Over the past week I’ve noticed several times that our house is significantly warmer inside than it is outside. So much so that I’ve checked a few times to see if the heat was on. Each time our programmable thermostat was set to be much cooler than it actually was in the house (indicating the heat was not on). I have to attribute this to our new air sealing and insulation work. Over the next several weeks Jon and I will post a series of blogs talking about the work we had done and lessons learned. For now I’ll point you to an excellent first step:
Have a Home Energy Audit!
There are many things that everyone can, and should, do, and we will blog about those things. However, each building is unique and the best way to decide which large investment items should be done on your house is to have a home energy auditor look at your home.
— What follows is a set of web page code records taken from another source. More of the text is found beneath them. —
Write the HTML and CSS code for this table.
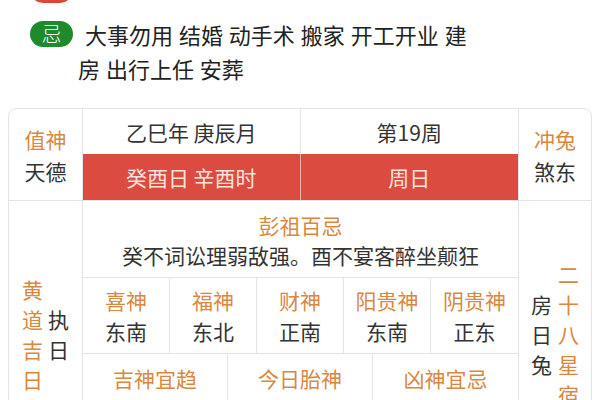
FILE: index.html
```html
<!DOCTYPE html>
<html lang="zh-CN">
<head>
<meta charset="utf-8">
<title>黄历</title>
<link rel="stylesheet" href="styles.css">
</head>
<body>
<div class="page">
  <div class="yi-tail"><span class="badge red">宜</span></div>
  <div class="ji-row">
    <span class="badge green">忌</span>
    <p class="ji-text">大事勿用 结婚 动手术 搬家 开工开业 建房 出行上任 安葬</p>
  </div>
  <div class="card">
    <div class="side-top left-top">
      <div class="lbl">值神</div>
      <div class="val">天德</div>
    </div>
    <div class="mid-top">
      <div class="mt">乙巳年 庚辰月</div>
      <div class="mt">第19周</div>
      <div class="mr">癸酉日 辛酉时</div>
      <div class="mr">周日</div>
    </div>
    <div class="side-top right-top">
      <div class="lbl">冲兔</div>
      <div class="val">煞东</div>
    </div>
    <div class="side-bottom left-bottom">
      <div class="vcol lbl">黄道吉日</div>
      <div class="vcol val">执日</div>
    </div>
    <div class="mid-bottom">
      <div class="pengzu">
        <div class="lbl">彭祖百忌</div>
        <div class="val">癸不词讼理弱敌强。酉不宴客醉坐颠狂</div>
      </div>
      <div class="gods">
        <div class="god"><div class="lbl">喜神</div><div class="val">东南</div></div>
        <div class="god"><div class="lbl">福神</div><div class="val">东北</div></div>
        <div class="god"><div class="lbl">财神</div><div class="val">正南</div></div>
        <div class="god"><div class="lbl">阳贵神</div><div class="val">东南</div></div>
        <div class="god"><div class="lbl">阴贵神</div><div class="val">正东</div></div>
      </div>
      <div class="extra">
        <div class="ex"><div class="lbl">吉神宜趋</div></div>
        <div class="ex"><div class="lbl">今日胎神</div></div>
        <div class="ex"><div class="lbl">凶神宜忌</div></div>
      </div>
    </div>
    <div class="side-bottom right-bottom">
      <div class="vcol val">房日兔</div>
      <div class="vcol lbl">二十八星宿</div>
    </div>
  </div>
</div>
</body>
</html>
```
FILE: styles.css
```css
html, body {
  margin: 0;
  background: #ffffff;
}
body {
  font-family: "Noto Sans CJK SC", "Noto Sans", sans-serif;
  color: #333333;
}
.page {
  padding: 0 8px;
}
.yi-tail {
  height: 3px;
  overflow: hidden;
  display: flex;
  align-items: flex-end;
  padding-left: 22px;
}
.badge {
  flex: none;
  width: 43px;
  height: 26px;
  border-radius: 13px;
  color: #ffffff;
  font-size: 20px;
  font-weight: 300;
  line-height: 26px;
  text-align: center;
}
.red { background: #d9473b; }
.green { background: #1f8a2c; }
.ji-row {
  display: flex;
  align-items: flex-start;
  padding-left: 22px;
  margin-top: 18px;
}
.ji-text {
  margin: -4px 0 0 5px;
  width: 400px;
  font-size: 22px;
  line-height: 34px;
  text-indent: 7px;
  color: #222222;
  word-spacing: 1px;
}
.card {
  margin-top: 23px;
  border: 1px solid #e4e4e4;
  border-radius: 8px;
  display: grid;
  grid-template-columns: 74px 436px 1fr;
  grid-template-rows: 92px auto;
  font-size: 21px;
  overflow: hidden;
}
.lbl { color: #d8883f; }
.val { color: #333333; }
.side-top {
  display: flex;
  flex-direction: column;
  justify-content: center;
  align-items: center;
  line-height: 32px;
  border-bottom: 1px solid #e4e4e4;
}
.left-top { border-right: 1px solid #e4e4e4; }
.mid-top {
  display: grid;
  grid-template-columns: 1fr 1fr;
  grid-template-rows: 45px 46px;
  border-right: 1px solid #e4e4e4;
  border-bottom: 1px solid #e4e4e4;
}
.mt {
  display: flex;
  align-items: center;
  justify-content: center;
  color: #333333;
}
.mt:first-child { border-right: 1px solid #e4e4e4; }
.mr {
  display: flex;
  align-items: center;
  justify-content: center;
  background: #dc4b3f;
  color: #fbe3dc;
}
.mr:nth-child(3) { border-right: 1px solid #f1b3a8; }
.side-bottom {
  display: flex;
  justify-content: center;
  align-items: center;
}
.left-bottom {
  border-right: 1px solid #e4e4e4;
  gap: 5px;
}
.right-bottom { gap: 6px; }
.vcol {
  width: 21px;
  line-height: 30px;
  word-break: break-all;
}
.mid-bottom {
  border-right: 1px solid #e4e4e4;
  display: flex;
  flex-direction: column;
}
.pengzu {
  text-align: center;
  line-height: 30px;
  padding: 9px 0 7px;
  border-bottom: 1px solid #e4e4e4;
}
.gods {
  display: grid;
  grid-template-columns: repeat(5, 1fr);
  border-bottom: 1px solid #e4e4e4;
}
.god {
  text-align: center;
  line-height: 31px;
  padding: 7px 0 6px;
  border-right: 1px solid #e4e4e4;
}
.god:last-child { border-right: none; }
.extra {
  display: grid;
  grid-template-columns: repeat(3, 1fr);
  min-height: 113px;
}
.ex {
  text-align: center;
  line-height: 30px;
  padding-top: 9px;
  border-right: 1px solid #e4e4e4;
}
.ex:last-child { border-right: none; }
```
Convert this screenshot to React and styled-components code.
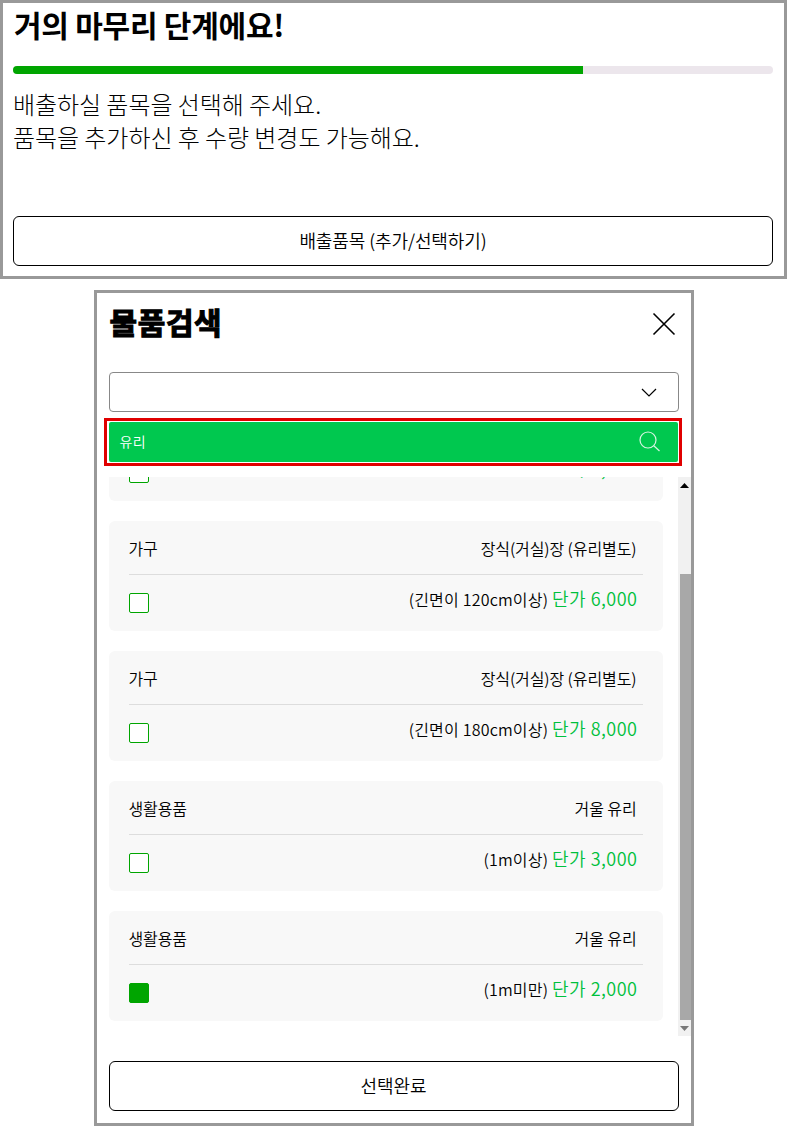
import React, { useLayoutEffect, useRef } from 'react';
import styled, { createGlobalStyle } from 'styled-components';

const GlobalStyle = createGlobalStyle`
  html, body { margin: 0; padding: 0; background: #fff; }
  * { box-sizing: border-box; }
  body { font-family: "Noto Sans CJK KR", "Noto Sans", sans-serif; color: #000; }
`;

const Page = styled.div`
  width: 787px;
  height: 1126px;
  overflow: hidden;
  display: flex;
  flex-direction: column;
  align-items: center;
`;

const StepPanel = styled.section`
  width: 787px;
  height: 279px;
  border: 3px solid #999;
  padding: 0 11px 0 10px;
  display: flex;
  flex-direction: column;
`;

const StepTitle = styled.h1`
  margin: 0 0 0 1px;
  height: 48px;
  font-size: 30px;
  line-height: 42px;
  font-weight: 700;
  letter-spacing: -0.25px;
`;

const Progress = styled.div`
  margin-top: 15px;
  height: 8px;
  border-radius: 4px;
  background: #ece6ec;
  overflow: hidden;
`;

const ProgressFill = styled.div`
  height: 100%;
  background: #00a500;
`;

const StepText = styled.p`
  margin: 13px 0 0;
  font-size: 24px;
  line-height: 33px;
  font-weight: 300;
  letter-spacing: -0.05px;
  flex: 1;
`;

const OutlineButton = styled.button`
  display: block;
  width: 100%;
  height: 50px;
  flex: none;
  border: 1px solid #000;
  border-radius: 6px;
  background: #fff;
  color: #000;
  font: inherit;
  font-size: 18px;
  font-weight: 350;
  letter-spacing: -0.1px;
  padding: 0 0 3px;
`;

const StepFooter = styled.div`
  padding-bottom: 10px;
`;

const Modal = styled.section`
  margin-top: 11px;
  width: 600px;
  height: 836px;
  border: 3px solid #999;
  display: flex;
  flex-direction: column;
`;

const ModalHeader = styled.header`
  height: 79px;
  flex: none;
  padding: 0 15px 18px 12px;
  display: flex;
  align-items: center;
  justify-content: space-between;
`;

const ModalTitle = styled.h2`
  margin: 0 0 5px 1px;
  font-size: 30px;
  font-weight: 700;
  line-height: 44px;
  letter-spacing: 0.6px;
  -webkit-text-stroke: 1.1px #000;
`;

const IconButton = styled.span`
  display: flex;
`;

const SelectBox = styled.div`
  margin: 0 12px;
  height: 40px;
  flex: none;
  border: 1px solid #888;
  border-radius: 4px;
  display: flex;
  align-items: center;
  justify-content: flex-end;
  padding-right: 21px;
`;

const SearchFrame = styled.div`
  margin: 6px 9px 0 7px;
  height: 48px;
  flex: none;
  border: 3px solid #e00000;
  padding: 0 1px 0 2px;
  display: flex;
  align-items: center;
`;

const SearchBar = styled.div`
  flex: 1;
  height: 40px;
  border-radius: 2px;
  background: #00c84f;
  color: #fff;
  font-size: 14px;
  font-weight: 350;
  letter-spacing: 0.3px;
  padding: 0 18px 2px 11px;
  display: flex;
  align-items: center;
  justify-content: space-between;
`;

const ListArea = styled.div`
  margin-top: 11px;
  height: 559px;
  flex: none;
  display: flex;
`;

const ListViewport = styled.div`
  flex: 1;
  height: 100%;
  overflow-y: auto;
  padding: 0 15px 15px 12px;
  scrollbar-width: none;
  &::-webkit-scrollbar { display: none; }
`;

const Card = styled.article`
  height: 110px;
  border-radius: 6px;
  background: #f8f8f8;
  padding: 0 20px;
  & + & { margin-top: 20px; }
`;

const CardTop = styled.div`
  height: 54px;
  border-bottom: 1px solid #ddd;
  display: flex;
  align-items: center;
  justify-content: space-between;
  padding-right: 6px;
  font-size: 16px;
  font-weight: 350;
  letter-spacing: -0.1px;
`;

const CardBottom = styled.div`
  height: 56px;
  padding-right: 5px;
  display: flex;
  align-items: center;
  justify-content: space-between;
`;

const Check = styled.span`
  width: 20px;
  height: 20px;
  border: 1px solid #00a500;
  border-radius: 2px;
  background: ${(p) => (p.$checked ? '#00a500' : '#fff')};
`;

const Detail = styled.span`
  margin-bottom: 11px;
  font-size: 16px;
  font-weight: 350;
  letter-spacing: 0.2px;
`;

const Price = styled.span`
  font-size: 18px;
  letter-spacing: 0.5px;
  color: #00c03c;
`;

const Scrollbar = styled.div`
  width: 13px;
  flex: none;
  background: #f1f1f1;
  display: flex;
  flex-direction: column;
  justify-content: flex-end;
  align-items: flex-end;
`;

const ScrollArrow = styled.span`
  width: 13px;
  height: 16px;
  flex: none;
  display: flex;
  align-items: center;
  justify-content: center;
  &:first-child { margin-bottom: auto; }
`;

const ScrollThumb = styled.div`
  width: 11px;
  height: 446px;
  flex: none;
  background: #a8a8a8;
`;

const ModalFooter = styled.footer`
  margin-top: 25px;
  padding: 0 12px;
`;

const ITEMS = [
  { id: 1, category: '가구', name: '장식(거실)장 (유리별도)', size: '', price: '4,000' },
  { id: 2, category: '가구', name: '장식(거실)장 (유리별도)', size: '(긴면이 120cm이상)', price: '6,000' },
  { id: 3, category: '가구', name: '장식(거실)장 (유리별도)', size: '(긴면이 180cm이상)', price: '8,000' },
  { id: 4, category: '생활용품', name: '거울 유리', size: '(1m이상)', price: '3,000' },
  { id: 5, category: '생활용품', name: '거울 유리', size: '(1m미만)', price: '2,000', checked: true },
];

const ItemCard = ({ item }) => (
  <Card>
    <CardTop>
      <span>{item.category}</span>
      <span>{item.name}</span>
    </CardTop>
    <CardBottom>
      <Check $checked={item.checked} />
      <Detail>
        {item.size} <Price>단가 {item.price}</Price>
      </Detail>
    </CardBottom>
  </Card>
);

const App = () => {
  const listRef = useRef(null);

  useLayoutEffect(() => {
    listRef.current.scrollTop = listRef.current.scrollHeight;
  }, []);

  return (
    <Page>
      <GlobalStyle />
      <StepPanel>
        <StepTitle>거의 마무리 단계에요!</StepTitle>
        <Progress>
          <ProgressFill style={{ width: '75%' }} />
        </Progress>
        <StepText>
          배출하실 품목을 선택해 주세요.
          <br />
          품목을 추가하신 후 수량 변경도 가능해요.
        </StepText>
        <StepFooter>
          <OutlineButton>배출품목 (추가/선택하기)</OutlineButton>
        </StepFooter>
      </StepPanel>

      <Modal>
        <ModalHeader>
          <ModalTitle>물품검색</ModalTitle>
          <IconButton>
            <svg width="24" height="24" viewBox="0 0 24 24" fill="none" stroke="#000" strokeWidth="1.6">
              <path d="M1.5 1.5 22.5 22.5M22.5 1.5 1.5 22.5" />
            </svg>
          </IconButton>
        </ModalHeader>
        <SelectBox>
          <svg width="16" height="9" viewBox="0 0 16 9" fill="none" stroke="#000" strokeWidth="1.2">
            <path d="M1 1 8 8 15 1" />
          </svg>
        </SelectBox>
        <SearchFrame>
          <SearchBar>
            <span>유리</span>
            <svg width="21" height="21" viewBox="0 0 21 21" fill="none" stroke="#d6f5e2" strokeWidth="1.2">
              <circle cx="9" cy="9" r="8" />
              <path d="M14.8 14.8 20.5 20" />
            </svg>
          </SearchBar>
        </SearchFrame>
        <ListArea>
          <ListViewport ref={listRef}>
            {ITEMS.map((item) => (
              <ItemCard key={item.id} item={item} />
            ))}
          </ListViewport>
          <Scrollbar>
            <ScrollArrow>
              <svg width="9" height="5" viewBox="0 0 9 5" fill="#000"><path d="M4.5 0 9 5H0z" /></svg>
            </ScrollArrow>
            <ScrollThumb />
            <ScrollArrow>
              <svg width="9" height="5" viewBox="0 0 9 5" fill="#777"><path d="M0 0h9L4.5 5z" /></svg>
            </ScrollArrow>
          </Scrollbar>
        </ListArea>
        <ModalFooter>
          <OutlineButton>선택완료</OutlineButton>
        </ModalFooter>
      </Modal>
    </Page>
  );
};

export default App;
If you live in Massachusetts you may be eligible for a free home energy audit – most homeowners are. If you live in a building with 4 or fewer units and your gas (or electricity if you heat with oil, electricity or propane) is from a major utility company then you should be eligible for a MassSave audit: Go to http://www.masssave.com/ to check and see if you are eligible.
I haven’t yet done research on home energy audit programs in other states, but if you’re familiar with a program in your area, please post a comment with some information to help others who want to get started. Jon has also posted an entry on incentives available for home energy improvements.
The auditor will help you determine what the next big steps for reducing your energy usage should be. Usually these involve air sealing (sealing tiny spaces where air flows through your house) and then insulating. They can help you determine if you would benefit from doing a system upgrade to your heating or hot water system, but these are typically done after you air seal and insulate.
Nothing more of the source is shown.